[Entries with page source code]
* Start *

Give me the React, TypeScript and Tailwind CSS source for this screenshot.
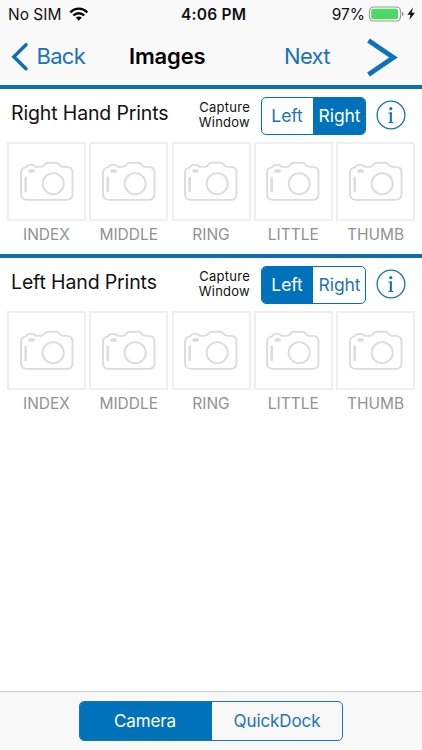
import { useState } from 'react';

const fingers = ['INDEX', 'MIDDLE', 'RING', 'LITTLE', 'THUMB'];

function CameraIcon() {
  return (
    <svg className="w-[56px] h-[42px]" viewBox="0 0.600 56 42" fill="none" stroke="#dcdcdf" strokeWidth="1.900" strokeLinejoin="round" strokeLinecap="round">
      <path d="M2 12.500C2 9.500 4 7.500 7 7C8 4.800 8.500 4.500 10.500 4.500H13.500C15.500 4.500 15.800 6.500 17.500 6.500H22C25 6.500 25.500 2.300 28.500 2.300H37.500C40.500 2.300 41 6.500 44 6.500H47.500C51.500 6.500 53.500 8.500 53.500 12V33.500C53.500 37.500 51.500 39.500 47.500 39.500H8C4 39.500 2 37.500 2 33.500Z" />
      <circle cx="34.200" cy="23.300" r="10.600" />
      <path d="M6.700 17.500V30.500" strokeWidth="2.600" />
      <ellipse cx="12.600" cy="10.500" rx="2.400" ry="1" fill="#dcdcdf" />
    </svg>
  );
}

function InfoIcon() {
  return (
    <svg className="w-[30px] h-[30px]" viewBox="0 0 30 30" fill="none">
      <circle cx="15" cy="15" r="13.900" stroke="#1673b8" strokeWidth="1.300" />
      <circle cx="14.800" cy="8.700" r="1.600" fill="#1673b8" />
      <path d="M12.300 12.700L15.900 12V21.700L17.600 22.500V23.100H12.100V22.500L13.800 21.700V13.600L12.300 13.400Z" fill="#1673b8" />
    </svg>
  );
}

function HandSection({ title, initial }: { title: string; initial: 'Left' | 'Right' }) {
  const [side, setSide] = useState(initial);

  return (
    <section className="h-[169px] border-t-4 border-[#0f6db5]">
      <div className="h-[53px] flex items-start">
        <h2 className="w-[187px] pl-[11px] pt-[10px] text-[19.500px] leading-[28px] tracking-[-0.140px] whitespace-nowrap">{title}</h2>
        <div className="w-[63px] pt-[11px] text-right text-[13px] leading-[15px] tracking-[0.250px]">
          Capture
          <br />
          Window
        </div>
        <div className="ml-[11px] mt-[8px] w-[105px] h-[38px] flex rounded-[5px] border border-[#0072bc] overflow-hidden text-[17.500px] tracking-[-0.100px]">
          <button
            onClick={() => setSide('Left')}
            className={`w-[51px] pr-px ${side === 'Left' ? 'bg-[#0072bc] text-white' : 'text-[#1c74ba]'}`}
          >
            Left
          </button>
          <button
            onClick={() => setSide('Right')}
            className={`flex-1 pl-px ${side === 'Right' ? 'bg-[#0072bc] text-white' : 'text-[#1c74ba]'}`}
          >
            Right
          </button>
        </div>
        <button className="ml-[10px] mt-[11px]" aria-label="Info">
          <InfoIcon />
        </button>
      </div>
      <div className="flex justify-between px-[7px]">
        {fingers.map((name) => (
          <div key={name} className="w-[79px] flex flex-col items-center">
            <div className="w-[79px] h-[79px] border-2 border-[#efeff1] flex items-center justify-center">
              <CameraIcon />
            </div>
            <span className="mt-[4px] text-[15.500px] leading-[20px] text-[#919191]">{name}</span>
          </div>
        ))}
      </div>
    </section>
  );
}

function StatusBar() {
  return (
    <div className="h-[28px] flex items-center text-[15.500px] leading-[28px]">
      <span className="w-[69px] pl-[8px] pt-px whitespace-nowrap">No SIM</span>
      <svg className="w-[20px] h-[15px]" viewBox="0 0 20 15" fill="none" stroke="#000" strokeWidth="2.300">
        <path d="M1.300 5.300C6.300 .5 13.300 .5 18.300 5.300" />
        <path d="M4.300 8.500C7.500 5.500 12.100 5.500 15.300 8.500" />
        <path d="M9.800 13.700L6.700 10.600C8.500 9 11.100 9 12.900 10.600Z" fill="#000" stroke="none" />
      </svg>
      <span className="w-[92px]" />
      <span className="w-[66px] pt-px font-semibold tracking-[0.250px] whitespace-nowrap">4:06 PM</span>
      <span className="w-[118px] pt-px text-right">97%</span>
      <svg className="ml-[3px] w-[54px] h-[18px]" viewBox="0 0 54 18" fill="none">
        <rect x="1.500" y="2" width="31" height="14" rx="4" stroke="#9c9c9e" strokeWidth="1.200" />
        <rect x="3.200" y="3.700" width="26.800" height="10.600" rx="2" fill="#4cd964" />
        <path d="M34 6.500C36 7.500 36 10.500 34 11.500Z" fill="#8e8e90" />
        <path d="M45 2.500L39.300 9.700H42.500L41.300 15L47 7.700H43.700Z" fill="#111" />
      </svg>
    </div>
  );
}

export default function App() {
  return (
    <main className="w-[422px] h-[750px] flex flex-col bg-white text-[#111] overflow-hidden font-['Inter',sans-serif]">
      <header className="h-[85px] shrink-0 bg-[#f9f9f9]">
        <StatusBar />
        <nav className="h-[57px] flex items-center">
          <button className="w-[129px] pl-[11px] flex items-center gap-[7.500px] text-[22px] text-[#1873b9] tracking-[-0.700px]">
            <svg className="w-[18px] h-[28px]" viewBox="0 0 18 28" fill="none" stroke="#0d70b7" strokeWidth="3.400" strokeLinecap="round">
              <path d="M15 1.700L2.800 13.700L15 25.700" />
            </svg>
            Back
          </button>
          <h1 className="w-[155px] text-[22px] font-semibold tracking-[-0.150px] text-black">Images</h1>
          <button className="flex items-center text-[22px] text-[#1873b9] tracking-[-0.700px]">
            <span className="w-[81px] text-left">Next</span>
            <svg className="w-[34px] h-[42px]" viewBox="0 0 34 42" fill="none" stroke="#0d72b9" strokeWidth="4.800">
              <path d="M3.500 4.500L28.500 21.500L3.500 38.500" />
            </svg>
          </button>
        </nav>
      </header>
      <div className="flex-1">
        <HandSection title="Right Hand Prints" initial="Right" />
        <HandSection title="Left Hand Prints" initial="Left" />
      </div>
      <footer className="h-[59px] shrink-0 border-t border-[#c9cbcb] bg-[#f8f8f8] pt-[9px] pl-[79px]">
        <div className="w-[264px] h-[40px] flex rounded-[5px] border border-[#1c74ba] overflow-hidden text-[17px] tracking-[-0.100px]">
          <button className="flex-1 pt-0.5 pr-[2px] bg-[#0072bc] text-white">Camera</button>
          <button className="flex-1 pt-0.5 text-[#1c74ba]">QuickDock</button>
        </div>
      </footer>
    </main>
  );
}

* End *
* Start *

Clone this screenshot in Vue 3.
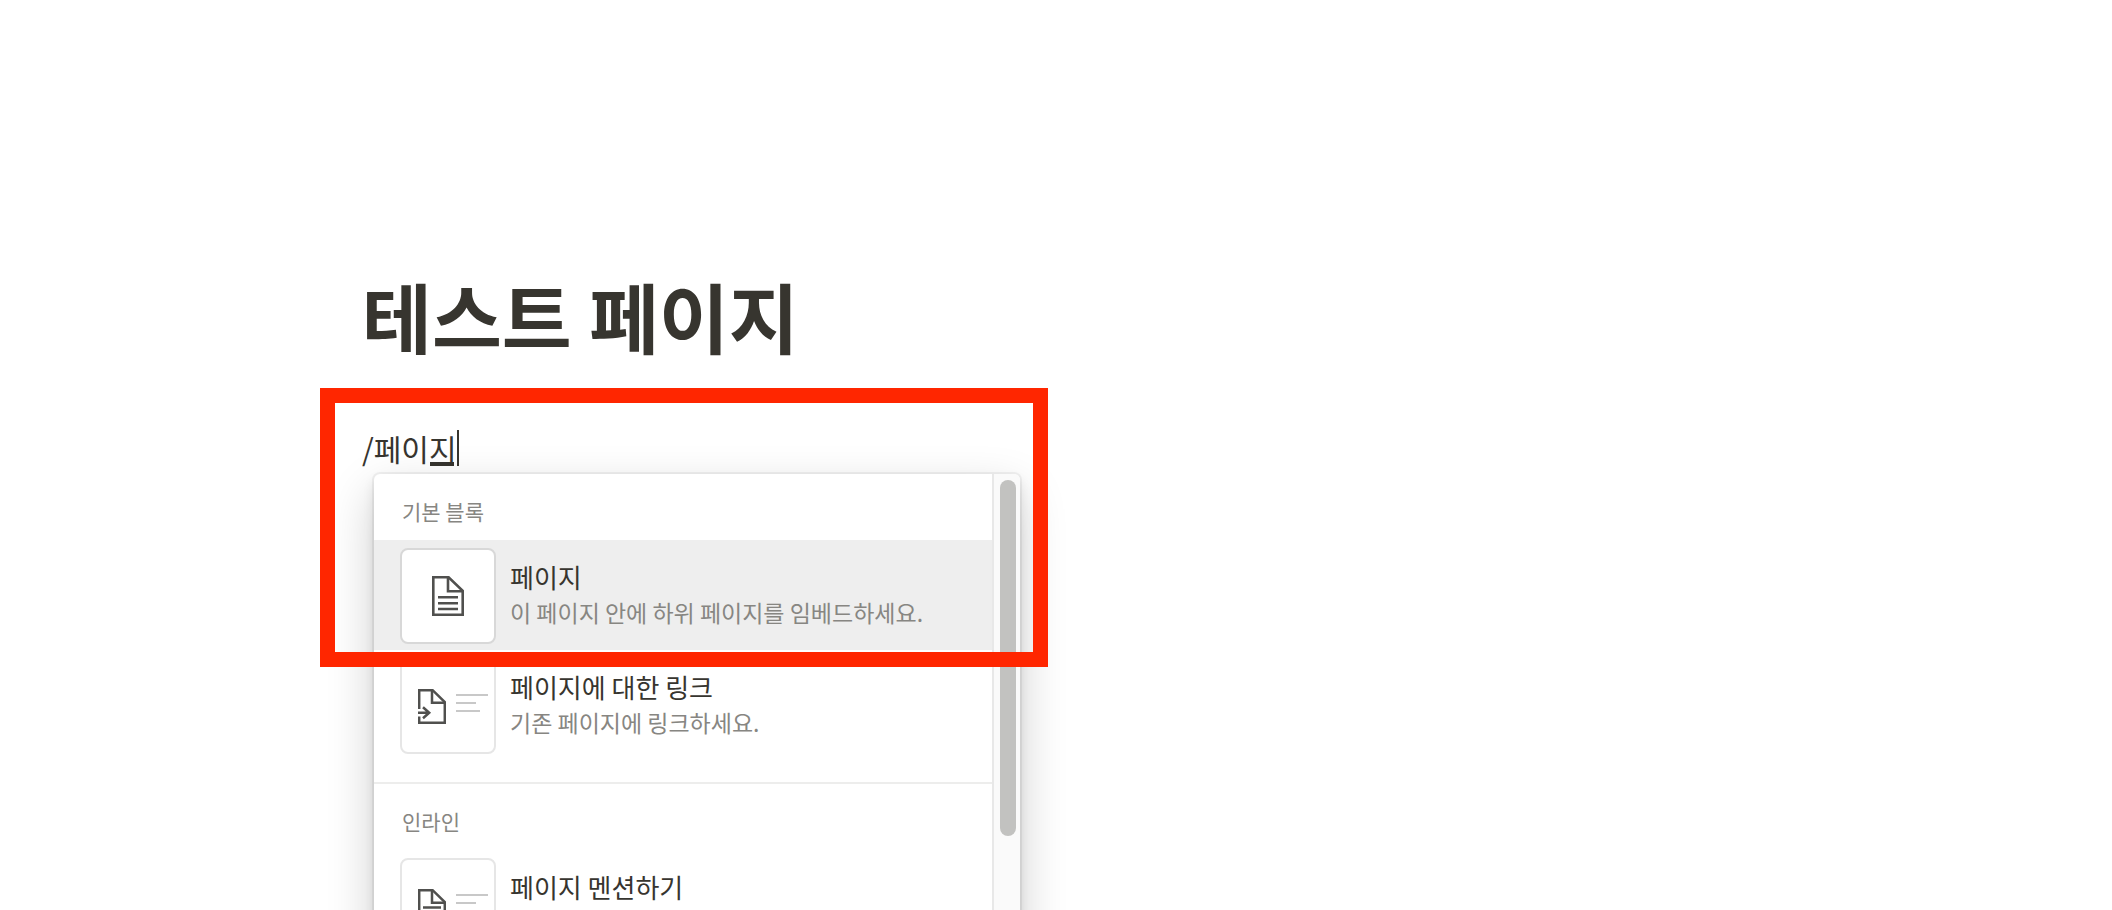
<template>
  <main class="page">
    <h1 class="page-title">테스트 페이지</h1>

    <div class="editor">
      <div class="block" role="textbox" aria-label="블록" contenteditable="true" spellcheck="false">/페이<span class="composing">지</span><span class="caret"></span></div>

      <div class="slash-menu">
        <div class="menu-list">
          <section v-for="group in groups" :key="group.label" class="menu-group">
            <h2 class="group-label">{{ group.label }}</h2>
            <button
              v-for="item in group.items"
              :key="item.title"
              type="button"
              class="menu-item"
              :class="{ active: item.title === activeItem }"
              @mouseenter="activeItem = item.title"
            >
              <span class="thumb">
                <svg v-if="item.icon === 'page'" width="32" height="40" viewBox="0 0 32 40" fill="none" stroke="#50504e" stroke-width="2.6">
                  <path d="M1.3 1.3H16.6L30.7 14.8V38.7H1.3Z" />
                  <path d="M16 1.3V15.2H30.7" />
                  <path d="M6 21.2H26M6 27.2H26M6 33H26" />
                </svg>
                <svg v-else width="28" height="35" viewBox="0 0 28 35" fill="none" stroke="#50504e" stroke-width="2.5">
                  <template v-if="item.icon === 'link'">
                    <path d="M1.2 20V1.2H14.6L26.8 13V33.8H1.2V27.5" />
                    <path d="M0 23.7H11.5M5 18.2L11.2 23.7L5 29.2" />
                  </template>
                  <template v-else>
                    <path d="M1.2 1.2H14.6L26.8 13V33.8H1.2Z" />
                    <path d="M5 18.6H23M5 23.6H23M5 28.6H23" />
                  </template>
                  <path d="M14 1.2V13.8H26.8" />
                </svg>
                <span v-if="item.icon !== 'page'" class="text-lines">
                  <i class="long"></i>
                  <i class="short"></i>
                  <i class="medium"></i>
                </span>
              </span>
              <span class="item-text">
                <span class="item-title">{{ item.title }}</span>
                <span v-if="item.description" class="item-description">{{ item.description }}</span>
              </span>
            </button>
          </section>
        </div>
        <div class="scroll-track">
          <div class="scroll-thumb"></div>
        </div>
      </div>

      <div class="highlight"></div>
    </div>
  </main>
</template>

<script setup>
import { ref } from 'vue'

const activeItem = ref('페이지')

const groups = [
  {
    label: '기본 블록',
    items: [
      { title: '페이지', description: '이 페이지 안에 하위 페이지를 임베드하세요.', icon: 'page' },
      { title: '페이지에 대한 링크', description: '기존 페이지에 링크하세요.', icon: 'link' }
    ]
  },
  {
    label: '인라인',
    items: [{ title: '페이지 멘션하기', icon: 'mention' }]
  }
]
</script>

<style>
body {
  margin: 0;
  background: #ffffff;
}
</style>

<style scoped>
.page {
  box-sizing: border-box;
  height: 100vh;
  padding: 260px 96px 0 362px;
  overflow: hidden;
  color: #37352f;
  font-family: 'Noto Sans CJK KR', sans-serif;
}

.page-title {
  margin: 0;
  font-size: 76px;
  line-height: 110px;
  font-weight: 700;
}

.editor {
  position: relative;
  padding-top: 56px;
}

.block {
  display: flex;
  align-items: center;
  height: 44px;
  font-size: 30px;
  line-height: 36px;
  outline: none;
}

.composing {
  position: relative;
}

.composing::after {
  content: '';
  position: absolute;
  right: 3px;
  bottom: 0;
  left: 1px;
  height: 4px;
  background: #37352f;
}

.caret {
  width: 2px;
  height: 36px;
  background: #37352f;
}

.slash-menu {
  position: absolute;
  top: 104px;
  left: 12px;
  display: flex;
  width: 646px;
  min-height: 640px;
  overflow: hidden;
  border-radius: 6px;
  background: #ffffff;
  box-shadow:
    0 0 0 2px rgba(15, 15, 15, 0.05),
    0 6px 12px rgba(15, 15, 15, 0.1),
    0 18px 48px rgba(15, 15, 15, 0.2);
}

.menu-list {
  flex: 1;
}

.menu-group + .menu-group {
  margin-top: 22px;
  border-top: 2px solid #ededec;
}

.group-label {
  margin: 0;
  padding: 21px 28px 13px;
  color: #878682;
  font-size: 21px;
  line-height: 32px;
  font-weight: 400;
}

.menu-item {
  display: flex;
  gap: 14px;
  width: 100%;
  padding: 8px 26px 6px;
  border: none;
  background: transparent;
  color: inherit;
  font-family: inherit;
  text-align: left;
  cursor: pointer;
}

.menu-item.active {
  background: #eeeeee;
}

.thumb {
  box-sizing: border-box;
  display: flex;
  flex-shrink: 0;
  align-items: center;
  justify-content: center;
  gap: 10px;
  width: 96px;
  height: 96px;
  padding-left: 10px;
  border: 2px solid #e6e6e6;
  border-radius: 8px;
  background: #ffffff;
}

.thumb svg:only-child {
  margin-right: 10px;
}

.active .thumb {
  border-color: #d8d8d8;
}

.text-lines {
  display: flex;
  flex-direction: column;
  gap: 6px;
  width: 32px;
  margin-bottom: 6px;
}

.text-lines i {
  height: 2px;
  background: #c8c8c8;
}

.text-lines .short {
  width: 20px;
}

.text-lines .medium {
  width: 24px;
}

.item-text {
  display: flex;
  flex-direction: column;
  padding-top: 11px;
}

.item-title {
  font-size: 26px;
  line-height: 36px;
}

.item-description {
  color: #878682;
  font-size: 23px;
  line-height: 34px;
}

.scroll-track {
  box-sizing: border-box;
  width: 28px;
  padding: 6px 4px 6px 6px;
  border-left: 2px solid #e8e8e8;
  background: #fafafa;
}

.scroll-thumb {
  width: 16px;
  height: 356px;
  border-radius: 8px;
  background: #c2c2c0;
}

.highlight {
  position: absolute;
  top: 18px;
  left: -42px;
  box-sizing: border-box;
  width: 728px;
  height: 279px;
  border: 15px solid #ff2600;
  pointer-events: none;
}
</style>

* End *

* Do this:
In the listing above, find the line containing "Give me the" and the line containing "const [side, setSide] = useState(initial);", then return both of them and every line between, exactly, without pictures.

* Result of this exercise:
Give me the React, TypeScript and Tailwind CSS source for this screenshot.
import { useState } from 'react';

const fingers = ['INDEX', 'MIDDLE', 'RING', 'LITTLE', 'THUMB'];

function CameraIcon() {
  return (
    <svg className="w-[56px] h-[42px]" viewBox="0 0.600 56 42" fill="none" stroke="#dcdcdf" strokeWidth="1.900" strokeLinejoin="round" strokeLinecap="round">
      <path d="M2 12.500C2 9.500 4 7.500 7 7C8 4.800 8.500 4.500 10.500 4.500H13.500C15.500 4.500 15.800 6.500 17.500 6.500H22C25 6.500 25.500 2.300 28.500 2.300H37.500C40.500 2.300 41 6.500 44 6.500H47.500C51.500 6.500 53.500 8.500 53.500 12V33.500C53.500 37.500 51.500 39.500 47.500 39.500H8C4 39.500 2 37.500 2 33.500Z" />
      <circle cx="34.200" cy="23.300" r="10.600" />
      <path d="M6.700 17.500V30.500" strokeWidth="2.600" />
      <ellipse cx="12.600" cy="10.500" rx="2.400" ry="1" fill="#dcdcdf" />
    </svg>
  );
}

function InfoIcon() {
  return (
    <svg className="w-[30px] h-[30px]" viewBox="0 0 30 30" fill="none">
      <circle cx="15" cy="15" r="13.900" stroke="#1673b8" strokeWidth="1.300" />
      <circle cx="14.800" cy="8.700" r="1.600" fill="#1673b8" />
      <path d="M12.300 12.700L15.900 12V21.700L17.600 22.500V23.100H12.100V22.500L13.800 21.700V13.600L12.300 13.400Z" fill="#1673b8" />
    </svg>
  );
}

function HandSection({ title, initial }: { title: string; initial: 'Left' | 'Right' }) {
  const [side, setSide] = useState(initial);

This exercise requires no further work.